Moreover, the limitations of the DMA became apparent during the heated negotiations on the EU Artificial Intelligence (AI) Act. In December 2023, after 36 hours of excruciating behind-closed-doors negotiations, the European Parliament and Member States reached a final deal on the AI Act. But while the details of that deal remained murky for weeks to follow, it quickly became clear that the developers of the most advanced AI systems, that is, the Big Tech companies, had scored a major win. The development of general-purpose AI models, such as ChatGPT will largely escape any obligations under the compromise reached.
While Big Tech companies did play a key role in influencing lawmakers, it was the lobbying by French startup Mistral AI—produced by OpenAI but funded and commercialized by Microsoft—and the German startup Aleph Alpha, that tipped the scales. These companies had privileged access to the highest levels of decision-making, leveraging the two Member States, France and Germany, to dilute requirements on developers of general-purpose AI.
A key argument of Mistral AI and Aleph Alpha during those negotiations was that the AI Act would kill innovation, make a “sovereign” European AI industry impossible, and hinder “creating European champions.”
In February 2024, just a few months after a compromise on the AI Act was reached, Mistral AI caused public outcry by announcing a partnership with Microsoft. In this partnership, Microsoft would invest 15 million Euros, and Mistral AI’s models would be trained and distributed on Microsoft’s servers. This arrangement was similar to Microsoft’s deal with OpenAI, although on a much smaller scale at this stage.
In defending the deal, the French Finance Minister Bruno Le Mair only further underlined the hollowness of the European champion narrative. “This week’s Mistral-Microsoft deal is an example of France’s take on ‘technological sovereignty,’” he claimed.
The Future is Public
The misguided quest to build European champions doesn’t only undermine much-needed regulation, it also ignores key questions about economic power and ownership, while obscuring real alternatives to Big Tech’s toxic business models.
Big Tech companies are rapidly entrenching their monopoly power in AI markets. Microsoft, Google, Meta, and Amazon are spending billions of dollars in partnerships with AI ‘startups’ or by building AI models themselves. But even more fundamental is the infrastructural power Big Tech has in terms of computing power, the enormous amounts of data it appropriates, and the monopoly it holds over the cloud—key building blocks in developing AI models. The Mistral AI-Microsoft deal is a clear manifestation of that power and shows the improbability of building European alternatives in a monopolized market.
Building alternatives will require more fundamental actions. It requires the break-up of Big Tech’s monopolies, regulating large cloud computing as public utilities, and extensive funding for public alternatives that prioritize the common good.
However, there are alternatives to a market either dominated by Big Tech giants or one tailored to the interests of European champions.

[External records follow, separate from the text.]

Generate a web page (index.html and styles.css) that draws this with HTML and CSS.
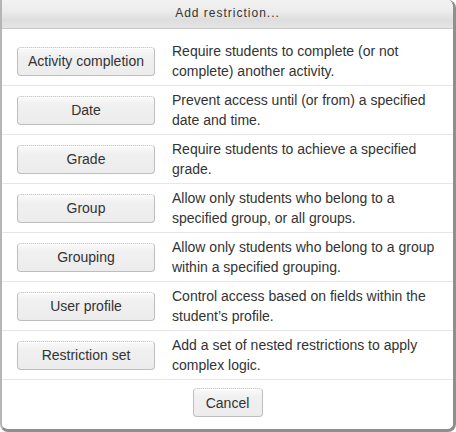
FILE: index.html
```html
<!DOCTYPE html>
<html>
<head>
<meta charset="utf-8">
<link rel="stylesheet" href="styles.css">
</head>
<body>
<div class="dialog">
  <div class="header">Add restriction...</div>
  <div class="body">
    <div class="row">
      <button class="btn opt">Activity completion</button>
      <div class="desc">Require students to complete (or not complete) another activity.</div>
    </div>
    <div class="row">
      <button class="btn opt">Date</button>
      <div class="desc">Prevent access until (or from) a specified date and time.</div>
    </div>
    <div class="row">
      <button class="btn opt">Grade</button>
      <div class="desc">Require students to achieve a specified grade.</div>
    </div>
    <div class="row">
      <button class="btn opt">Group</button>
      <div class="desc">Allow only students who belong to a specified group, or all groups.</div>
    </div>
    <div class="row">
      <button class="btn opt">Grouping</button>
      <div class="desc">Allow only students who belong to a group within a specified grouping.</div>
    </div>
    <div class="row">
      <button class="btn opt">User profile</button>
      <div class="desc">Control access based on fields within the student’s profile.</div>
    </div>
    <div class="row">
      <button class="btn opt">Restriction set</button>
      <div class="desc">Add a set of nested restrictions to apply complex logic.</div>
    </div>
    <div class="footer">
      <button class="btn cancel">Cancel</button>
    </div>
  </div>
</div>
</body>
</html>
```
FILE: styles.css
```css
html, body {
  margin: 0;
  padding: 0;
  background: #ffffff;
}
.dialog {
  box-sizing: border-box;
  width: 456px;
  height: 432px;
  background: #fff;
  border-left: 2px solid #b5b5b5;
  border-right: 3px solid #8f8f8f;
  border-bottom: 3px solid #8f8f8f;
  border-radius: 0 8px 8px 8px;
  font-family: "Liberation Sans", Arial, sans-serif;
  color: #333;
  display: flex;
  flex-direction: column;
  overflow: hidden;
}
.header {
  flex: 0 0 auto;
  height: 28px;
  border-bottom: 1px solid #c8c8c8;
  background: linear-gradient(#f2f2f2 0%, #ececec 40%, #dedede 70%, #e4e4e4 100%);
  text-align: center;
  font-size: 12px;
  letter-spacing: 1px;
  line-height: 27px;
  color: #333;
}
.body {
  padding-top: 8px;
  display: flex;
  flex-direction: column;
}
.row {
  display: flex;
  align-items: center;
  gap: 17px;
  height: 48px;
  padding: 0 0 0 15px;
  border-bottom: 1px solid #e6e6e6;
}
.btn {
  box-sizing: border-box;
  height: 29px;
  font-family: "Liberation Sans", Arial, sans-serif;
  font-size: 14px;
  color: #333;
  background: linear-gradient(#fafafa 0%, #f0f0f0 30%, #ececec 100%);
  border: 1px solid #bdbdbd;
  border-top: 1px dotted #c8c8c8;
  border-radius: 4px;
  box-shadow: inset 0 1px 0 #fff;
  padding: 0;
}
.opt {
  flex: 0 0 138px;
  width: 138px;
}
.desc {
  font-size: 14px;
  line-height: 20px;
  width: 268px;
  color: #333;
}
.footer {
  display: flex;
  justify-content: center;
  padding-top: 8px;
}
.cancel {
  width: 70px;
}
```
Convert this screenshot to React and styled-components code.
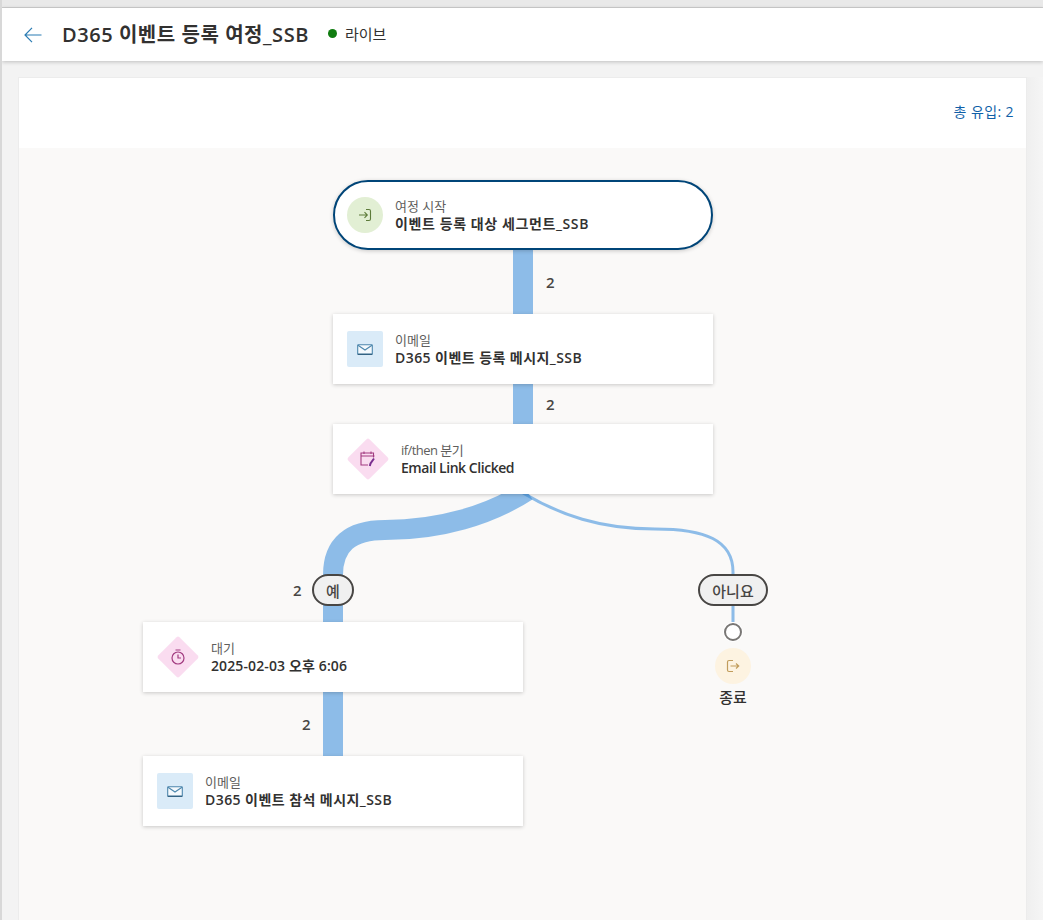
import React from "react"
import styled, { createGlobalStyle } from "styled-components"

const FONT = `"Open Sans", "Noto Sans CJK KR", sans-serif`

// canvas origin sits at page (19, 148)
const OX = 19
const OY = 148

const GlobalStyle = createGlobalStyle`
  html, body {
    margin: 0;
    padding: 0;
    height: 100%;
    overflow: hidden;
    background: #f3f3f3;
    font-family: ${FONT};
  }
  * { box-sizing: border-box; }
`

const Page = styled.div`
  width: 1043px;
  height: 920px;
  display: flex;
  flex-direction: column;
  overflow: hidden;
  border-left: 2px solid #d8d8d8;
`

const TopStrip = styled.div`
  height: 8px;
  flex: none;
  background: #e9e9e9;
  border-bottom: 1px solid #cfcfcf;
`

const Header = styled.header`
  height: 53px;
  flex: none;
  display: flex;
  align-items: center;
  background: #fff;
  padding-left: 22px;
  box-shadow: 0 1px 4px rgba(0, 0, 0, 0.22);
  position: relative;
  z-index: 1;
`

const BackButton = styled.div`
  width: 18px;
  height: 18px;
  margin-right: 20px;
  color: #2b7cb3;
  display: flex;
`

const Title = styled.h1`
  margin: 0 19px 0 0;
  font-size: 20px;
  line-height: 26px;
  font-weight: 600;
  letter-spacing: 0.55px;
  color: #323130;
`

const Status = styled.div`
  display: flex;
  align-items: center;
  gap: 8px;
  font-size: 15px;
  color: #323130;
  margin-bottom: 3px;
`

const StatusDot = styled.span`
  width: 9px;
  height: 9px;
  border-radius: 50%;
  background: #107c10;
`

const Main = styled.main`
  flex: 1;
  display: flex;
  padding: 16px 0 0 16px;
  min-height: 0;
`

const Panel = styled.section`
  width: 1009px;
  display: flex;
  flex-direction: column;
  background: #fff;
  border: 1px solid #ececec;
  border-bottom: 0;
`

const PanelTop = styled.div`
  height: 70px;
  flex: none;
  display: flex;
  align-items: center;
  justify-content: flex-end;
  padding: 0 12px 4px 0;
  font-size: 14px;
  letter-spacing: 0.4px;
  color: #0f5fa8;
  background: #fff;
`

const Canvas = styled.div`
  flex: 1;
  position: relative;
  background: #faf9f8;
  overflow: hidden;
`

const RightShade = styled.div`
  width: 16px;
  background: linear-gradient(to right, #efefef, #f5f5f5);
`

const Wires = styled.svg`
  position: absolute;
  left: 0;
  top: 0;
  width: 1007px;
  height: 772px;
`

const Node = styled.div`
  position: absolute;
  left: ${(p) => p.$x - OX}px;
  top: ${(p) => p.$y - OY}px;
  width: 380px;
  height: 70px;
  display: flex;
  align-items: center;
  padding-left: 14px;
  background: #fff;
  box-shadow: 0 1px 4px rgba(0, 0, 0, 0.2);
`

const StartNode = styled(Node)`
  border: 2px solid #004578;
  border-radius: 35px;
  padding-left: 12px;
`

const IconCircle = styled.div`
  width: 36px;
  height: 36px;
  border-radius: 50%;
  background: ${(p) => p.$bg};
  display: flex;
  align-items: center;
  justify-content: center;
  flex: none;
`

const IconSquare = styled.div`
  width: 36px;
  height: 36px;
  border-radius: 2px;
  background: #daebf8;
  display: flex;
  align-items: center;
  justify-content: center;
  flex: none;
`

const IconDiamond = styled.div`
  width: 42px;
  height: 42px;
  flex: none;
  position: relative;
  display: flex;
  align-items: center;
  justify-content: center;

  &::before {
    content: "";
    position: absolute;
    left: 6px;
    top: 6px;
    width: 30px;
    height: 30px;
    border-radius: 2px;
    background: #fadcf0;
    transform: rotate(45deg);
  }

  svg {
    position: relative;
  }
`

const NodeText = styled.div`
  margin-left: 12px;
  display: flex;
  flex-direction: column;
  margin-top: 2px;
`

const NodeLabel = styled.span`
  font-size: 13px;
  line-height: 15px;
  letter-spacing: ${(p) => p.$track || 0}px;
  color: #605e5c;
`

const NodeName = styled.span`
  font-size: 14px;
  line-height: 20px;
  font-weight: 600;
  letter-spacing: ${(p) => p.$track || 0}px;
  color: #323130;
`

const Count = styled.span`
  position: absolute;
  left: ${(p) => p.$x - OX}px;
  top: ${(p) => p.$y - OY}px;
  font-size: 15px;
  line-height: 20px;
  font-weight: 600;
  color: #484644;
`

const BranchPill = styled.div`
  position: absolute;
  left: ${(p) => p.$x - OX}px;
  top: ${574 - OY}px;
  width: ${(p) => p.$w}px;
  height: 32px;
  border: 2px solid #484644;
  border-radius: 16px;
  background: #f0f0f0;
  display: flex;
  align-items: center;
  justify-content: center;
  font-size: 15px;
  font-weight: 500;
  color: #484644;
`

const EndDot = styled.div`
  position: absolute;
  left: ${723 - OX}px;
  top: ${622 - OY}px;
  width: 20px;
  height: 20px;
  border-radius: 50%;
  background: #fff;
  display: flex;
  align-items: center;
  justify-content: center;

  &::after {
    content: "";
    width: 14px;
    height: 14px;
    border-radius: 50%;
    border: 2px solid #797775;
    background: #fff;
  }
`

const EndNode = styled.div`
  position: absolute;
  left: ${693 - OX}px;
  top: ${648 - OY}px;
  width: 80px;
  display: flex;
  flex-direction: column;
  align-items: center;
  gap: 3px;
`

const EndLabel = styled.span`
  font-size: 15px;
  line-height: 20px;
  font-weight: 500;
  color: #323130;
`

const ArrowLeft = () => (
  <svg width="18" height="18" viewBox="0 0 18 18" fill="none" stroke="currentColor" strokeWidth="1.2">
    <path d="M1 9 H17.5 M8 1.8 L1 9 L8 16.2" />
  </svg>
)

const EnterIcon = () => (
  <svg width="14" height="14" viewBox="0 0 14 14" fill="none" stroke="#5d7b3a" strokeWidth="1.1">
    <path d="M1 7 H9 M6.5 4.2 L9.3 7 L6.5 9.8" />
    <path d="M8 1.5 H11 Q12.5 1.5 12.5 3 V11 Q12.5 12.5 11 12.5 H8" />
  </svg>
)

const MailIcon = () => (
  <svg width="16" height="11" viewBox="0 0 16 11" fill="none" stroke="#4d87ad" strokeWidth="1.1">
    <rect x="0.7" y="0.7" width="14.6" height="9.6" rx="0.6" fill="#f4f9fd" />
    <path d="M1 1.2 L8 6 L15 1.2" stroke="#4d87ad" />
    <path d="M0.7 10.3 H15.3" stroke="#2f5f80" strokeWidth="1.3" />
  </svg>
)

const BranchIcon = () => (
  <svg width="16" height="16" viewBox="0 0 16 16" fill="none" stroke="#a23b80" strokeWidth="1.1">
    <path d="M13.5 6.5 V2 H1 V14 H8" />
    <path d="M1 5 H14.5 M4 0.5 V3 M11 0.5 V3" />
    <path d="M14 7.5 L10.5 12.5 L9.8 15" stroke="#7a2f8f" strokeWidth="2" />
  </svg>
)

const TimerIcon = () => (
  <svg width="16" height="16" viewBox="0 0 16 16" fill="none" stroke="#a23b80" strokeWidth="1.2">
    <circle cx="8" cy="9" r="6" />
    <path d="M5.5 1 H10.5 M8 5.5 V9 H11" />
  </svg>
)

const ExitIcon = () => (
  <svg width="14" height="14" viewBox="0 0 14 14" fill="none" stroke="#c19c5b" strokeWidth="1.2">
    <path d="M7 1.5 H3 Q1.5 1.5 1.5 3 V11 Q1.5 12.5 3 12.5 H7" />
    <path d="M4.5 7 H12.5 M10 4.5 L12.7 7 L10 9.5" />
  </svg>
)

const WIRE = "#3a8fdc"

const App = () => {
  return (
    <Page>
      <GlobalStyle />
      <TopStrip />
      <Header>
        <BackButton><ArrowLeft /></BackButton>
        <Title>D365 이벤트 등록 여정_SSB</Title>
        <Status><StatusDot />라이브</Status>
      </Header>
      <Main>
        <Panel>
          <PanelTop>총 유입: 2</PanelTop>
          <Canvas>
            <Wires viewBox={`${OX} ${OY} 1007 772`} fill="none" strokeOpacity="0.57">
              <path d="M523 250 V490" stroke={WIRE} strokeWidth="20" />
              <path d="M523 493 C560 515 600 529 655 529 C705 529 733 540 733 572 V622" stroke={WIRE} strokeWidth="3" />
              <path d="M527 491 C490 515 440 530 385 530 C350 530 333 545 333 575 V760" stroke={WIRE} strokeWidth="20" />
            </Wires>

            <StartNode $x={333} $y={180}>
              <IconCircle $bg="#e2efd4"><EnterIcon /></IconCircle>
              <NodeText>
                <NodeLabel>여정 시작</NodeLabel>
                <NodeName $track={0.6}>이벤트 등록 대상 세그먼트_SSB</NodeName>
              </NodeText>
            </StartNode>
            <Count $x={546} $y={272}>2</Count>

            <Node $x={333} $y={314}>
              <IconSquare><MailIcon /></IconSquare>
              <NodeText>
                <NodeLabel>이메일</NodeLabel>
                <NodeName $track={0.44}>D365 이벤트 등록 메시지_SSB</NodeName>
              </NodeText>
            </Node>
            <Count $x={546} $y={394}>2</Count>

            <Node $x={333} $y={424}>
              <IconDiamond><BranchIcon /></IconDiamond>
              <NodeText>
                <NodeLabel $track={-0.55}>if/then 분기</NodeLabel>
                <NodeName $track={-0.45}>Email Link Clicked</NodeName>
              </NodeText>
            </Node>

            <Count $x={293} $y={580}>2</Count>
            <BranchPill $x={312} $w={42}>예</BranchPill>
            <BranchPill $x={698} $w={70}>아니요</BranchPill>
            <EndDot />
            <EndNode>
              <IconCircle $bg="#fdf3e1"><ExitIcon /></IconCircle>
              <EndLabel>종료</EndLabel>
            </EndNode>

            <Node $x={143} $y={622}>
              <IconDiamond><TimerIcon /></IconDiamond>
              <NodeText>
                <NodeLabel>대기</NodeLabel>
                <NodeName $track={0.12}>2025-02-03 오후 6:06</NodeName>
              </NodeText>
            </Node>
            <Count $x={302} $y={714}>2</Count>

            <Node $x={143} $y={756}>
              <IconSquare><MailIcon /></IconSquare>
              <NodeText>
                <NodeLabel>이메일</NodeLabel>
                <NodeName $track={0.44}>D365 이벤트 참석 메시지_SSB</NodeName>
              </NodeText>
            </Node>
          </Canvas>
        </Panel>
        <RightShade />
      </Main>
    </Page>
  )
}

export default App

As Amba Kak, Co-Executive Director of the AI Now Institute, said, “The solution is also not merely to create European national champions instead, rather to invest in a decentralized, and resilient national innovation ecosystem that goes where the current AI industry is not incentivized to go on its own.”
These remarks are echoed in a recent piece by academic Cecilia Rekap, who writes, “Regulating the technology is not regulating its monopolization […] Against this backdrop, in which the most likely scenario is that AI will remain controlled by a few US giants, there is an urgent need to offer public alternatives to the for-profit development of AI.”
Building alternatives will require more fundamental actions. It requires the break-up of Big Tech’s monopolies, regulating large cloud computing as public utilities, and extensive funding for public alternatives that prioritize the common good. The EU’s industrial policy should not play to the tune of corporate interests, but should build real alternatives that benefit people and the planet.